▸ GOAL:
Find the word "this" in the listing; pull out each line holding it.

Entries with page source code
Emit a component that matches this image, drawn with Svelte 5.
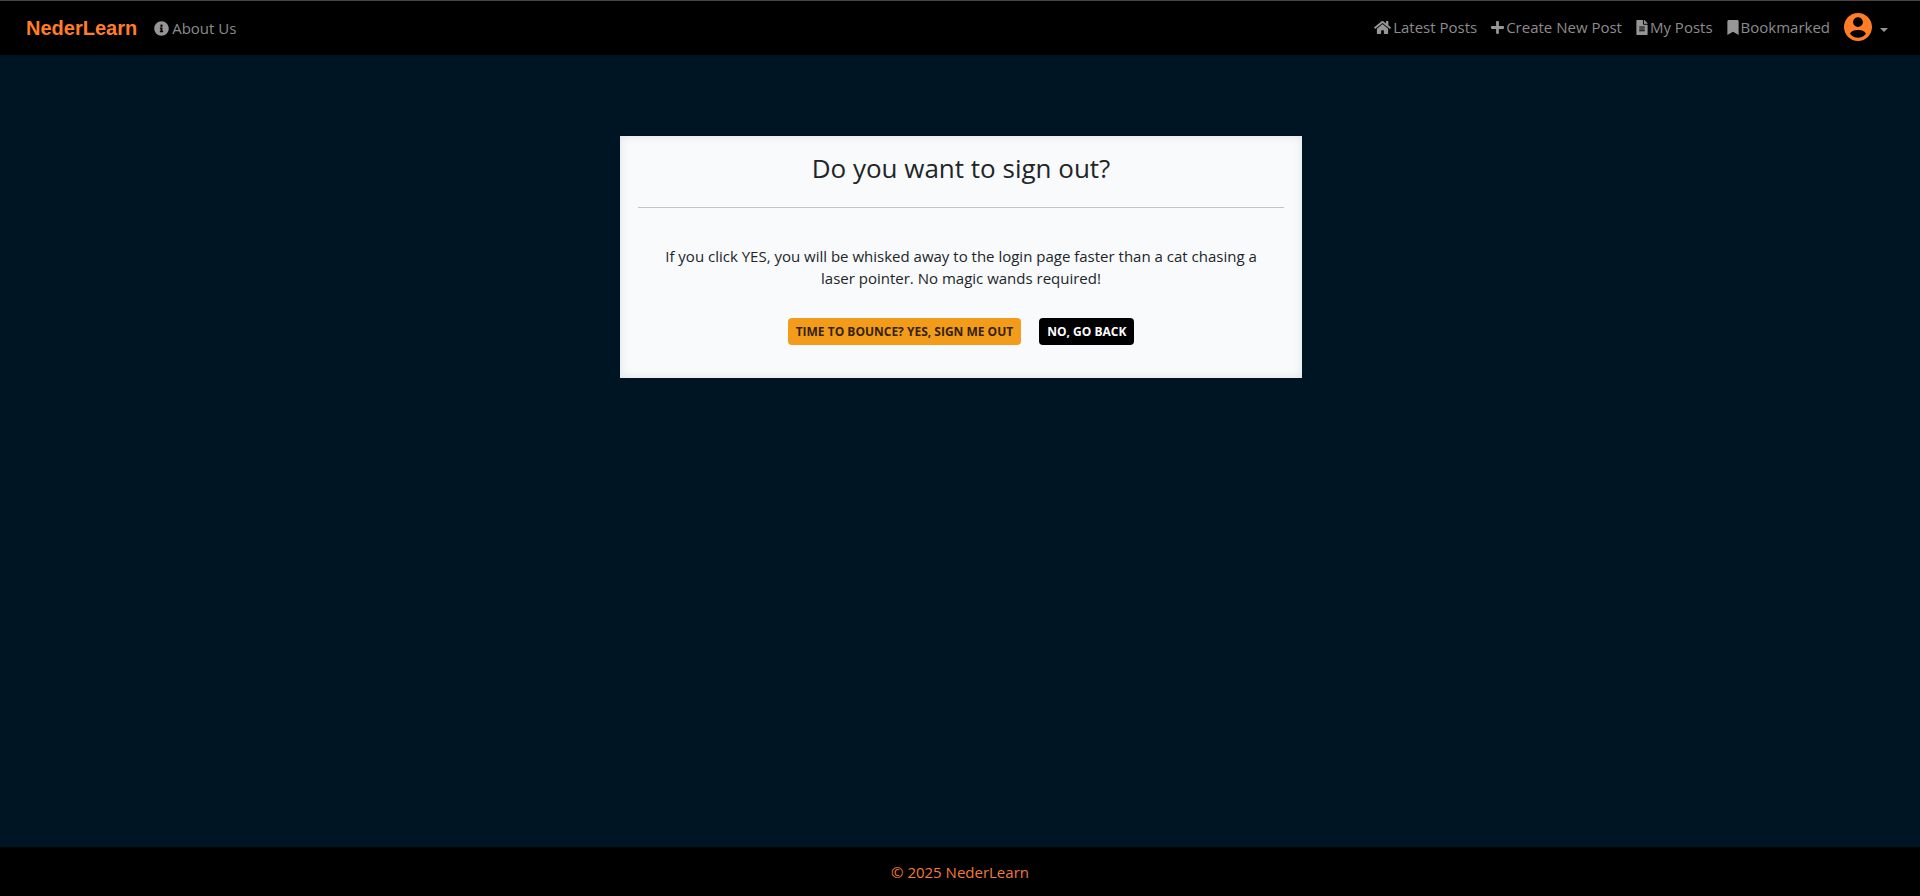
<script>
  const icons = {
    info: {
      box: '0 0 512 512',
      width: 15,
      d: 'M256 8C119.043 8 8 119.083 8 256c0 136.997 111.043 248 248 248s248-111.003 248-248C504 119.083 392.957 8 256 8zm0 110c23.196 0 42 18.804 42 42s-18.804 42-42 42-42-18.804-42-42 18.804-42 42-42zm56 254c0 6.627-5.373 12-12 12h-88c-6.627 0-12-5.373-12-12v-24c0-6.627 5.373-12 12-12h12v-64h-12c-6.627 0-12-5.373-12-12v-24c0-6.627 5.373-12 12-12h64c6.627 0 12 5.373 12 12v100h12c6.627 0 12 5.373 12 12v24z'
    },
    home: {
      box: '0 0 576 512',
      width: 17,
      d: 'M280.37 148.26L96 300.11V464a16 16 0 0 0 16 16l112.06-.29a16 16 0 0 0 15.92-16V368a16 16 0 0 1 16-16h64a16 16 0 0 1 16 16v95.64a16 16 0 0 0 16 16.05L464 480a16 16 0 0 0 16-16V300L295.67 148.26a12.19 12.19 0 0 0-15.3 0zM571.6 251.47L488 182.56V44.05a12 12 0 0 0-12-12h-56a12 12 0 0 0-12 12v72.61L318.47 43a48 48 0 0 0-61 0L4.34 251.47a12 12 0 0 0-1.6 16.9l25.5 31A12 12 0 0 0 45.15 301l235.22-193.74a12.19 12.19 0 0 1 15.3 0L530.9 301a12 12 0 0 0 16.9-1.6l25.5-31a12 12 0 0 0-1.7-16.93z'
    },
    plus: {
      box: '0 0 448 512',
      width: 13,
      d: 'M416 208H272V64c0-17.67-14.33-32-32-32h-32c-17.67 0-32 14.33-32 32v144H32c-17.67 0-32 14.33-32 32v32c0 17.67 14.33 32 32 32h144v144c0 17.67 14.33 32 32 32h32c17.67 0 32-14.33 32-32V304h144c17.67 0 32-14.33 32-32v-32c0-17.67-14.33-32-32-32z'
    },
    file: {
      box: '0 0 384 512',
      width: 12,
      d: 'M224 136V0H24C10.7 0 0 10.7 0 24v464c0 13.3 10.7 24 24 24h336c13.3 0 24-10.7 24-24V160H248c-13.2 0-24-10.8-24-24zm64 236c0 6.6-5.4 12-12 12H108c-6.6 0-12-5.4-12-12v-8c0-6.6 5.4-12 12-12h168c6.6 0 12 5.4 12 12v8zm0-64c0 6.6-5.4 12-12 12H108c-6.6 0-12-5.4-12-12v-8c0-6.6 5.4-12 12-12h168c6.6 0 12 5.4 12 12v8zm0-72v8c0 6.6-5.4 12-12 12H108c-6.6 0-12-5.4-12-12v-8c0-6.6 5.4-12 12-12h168c6.6 0 12 5.4 12 12zm96-114.1v6.1H256V0h6.1c6.4 0 12.5 2.5 17 7l97.9 98c4.5 4.5 7 10.6 7 16.9z'
    },
    bookmark: {
      box: '0 0 384 512',
      width: 12,
      d: 'M0 512V48C0 21.49 21.49 0 48 0h288c26.51 0 48 21.49 48 48v464L192 400 0 512z'
    }
  };

  const links = [
    { label: 'Latest Posts', icon: icons.home },
    { label: 'Create New Post', icon: icons.plus },
    { label: 'My Posts', icon: icons.file },
    { label: 'Bookmarked', icon: icons.bookmark }
  ];
</script>

{#snippet navLink(label, icon)}
  <a class="link" href="#top">
    <svg class="icon" viewBox={icon.box} width={icon.width} height="15" aria-hidden="true"><path d={icon.d} /></svg>
    <span>{label}</span>
  </a>
{/snippet}

<div class="page" id="top">
  <header>
    <nav class="group site" aria-label="Site">
      <a class="brand" href="#top">NederLearn</a>
      {@render navLink('About Us', icons.info)}
    </nav>
    <nav class="group account" aria-label="Posts">
      {#each links as item}
        {@render navLink(item.label, item.icon)}
      {/each}
      <button class="profile" type="button" aria-label="Account menu">
        <svg viewBox="2 2 20 20" width="28" height="28" aria-hidden="true">
          <path d="M12 2C6.48 2 2 6.48 2 12s4.480 10 10 10 10-4.480 10-10S17.520 2 12 2zm0 3c1.930 0 3.500 1.570 3.500 3.500s-1.570 3.500-3.500 3.500-3.500-1.570-3.500-3.500 1.570-3.500 3.500-3.500zm0 14.600c-2.300 0-4.200-.9-5.600-2.600C6.700 14.900 9.300 14.100 12 14.100s5.300.8 5.600 2.900C16.200 18.700 14.300 19.600 12 19.600z" />
        </svg>
        <span class="caret"></span>
      </button>
    </nav>
  </header>

  <main>
    <section class="card" aria-labelledby="title">
      <h1 id="title">Do you want to sign out?</h1>
      <hr />
      <p>If you click YES, you will be whisked away to the login page faster than a cat chasing a laser pointer. No magic wands required!</p>
      <div class="actions">
        <button class="btn yes" type="submit">Time to bounce? Yes, sign me out</button>
        <button class="btn no" type="button">No, go back</button>
      </div>
    </section>
  </main>

  <footer>© 2025 NederLearn</footer>
</div>

<style>
  :global(body) {
    margin: 0;
    background: #001524;
  }

  .page {
    display: flex;
    flex-direction: column;
    min-height: 100vh;
    box-sizing: border-box;
    border-top: 1px solid #454545;
    font-family: 'Open Sans', sans-serif;
    font-size: 15px;
    line-height: 22px;
    color: #212529;
  }

  header {
    display: flex;
    justify-content: space-between;
    align-items: center;
    box-sizing: border-box;
    min-height: 54px;
    padding: 0 32px 0 26px;
    background: #000;
  }

  .group {
    display: flex;
    align-items: center;
    gap: 14px;
  }

  .site {
    gap: 17px;
  }

  .account {
    padding-bottom: 2px;
  }

  .brand {
    color: #ff7d26;
    font-family: 'Liberation Sans', Arial, sans-serif;
    font-size: 20px;
    font-weight: 700;
    text-decoration: none;
  }

  .link {
    display: flex;
    align-items: center;
    gap: 3px;
    color: #8c8c8c;
    text-decoration: none;
    white-space: nowrap;
  }

  .account .link {
    gap: 2px;
  }

  .icon {
    fill: #969696;
  }

  .profile {
    display: flex;
    align-items: center;
    gap: 8px;
    padding: 0;
    border: 0;
    background: none;
  }

  .profile svg {
    fill: #ff7d26;
  }

  .caret {
    margin-top: 5px;
    border-top: 4px solid #969696;
    border-left: 4px solid transparent;
    border-right: 4px solid transparent;
  }

  main {
    flex: 1;
    padding: 81px 16px 32px 18px;
  }

  .card {
    box-sizing: border-box;
    width: 100%;
    max-width: 682px;
    margin: 0 auto;
    padding: 16px 18px 33px;
    background: #f8fafb;
    box-shadow: inset 0 0 10px rgba(0, 0, 0, 0.1);
    text-align: center;
  }

  h1 {
    margin: 0;
    font-size: 26px;
    font-weight: 400;
    line-height: 32px;
  }

  hr {
    margin: 23px 0 37px;
    border: 0;
    border-top: 1px solid #c1c3c7;
  }

  p {
    margin: 0 auto 29px;
    padding: 0 24px;
  }

  .actions {
    display: flex;
    flex-wrap: wrap;
    justify-content: center;
    gap: 18px;
  }

  .btn {
    padding: 5px 8px 4px;
    border: 0;
    border-radius: 4px;
    font-family: inherit;
    font-size: 12px;
    font-weight: 700;
    line-height: 18px;
    text-transform: uppercase;
  }

  .yes {
    background: #f39c1b;
    color: #33230b;
  }

  .no {
    background: #000;
    color: #fff;
  }

  footer {
    padding: 14px 16px 13px;
    background: #000;
    color: #f37a3c;
    text-align: center;
  }
</style>
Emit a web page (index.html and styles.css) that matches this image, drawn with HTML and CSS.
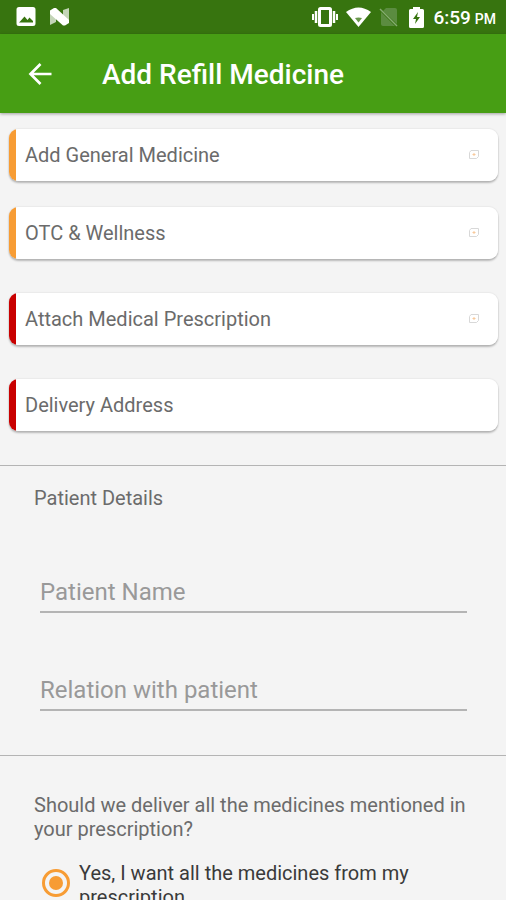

▸ TASK RESULT:
Emit a component that matches this image, drawn with Svelte 5.
Emit a web page (index.html and styles.css) that matches this image, drawn with HTML and CSS.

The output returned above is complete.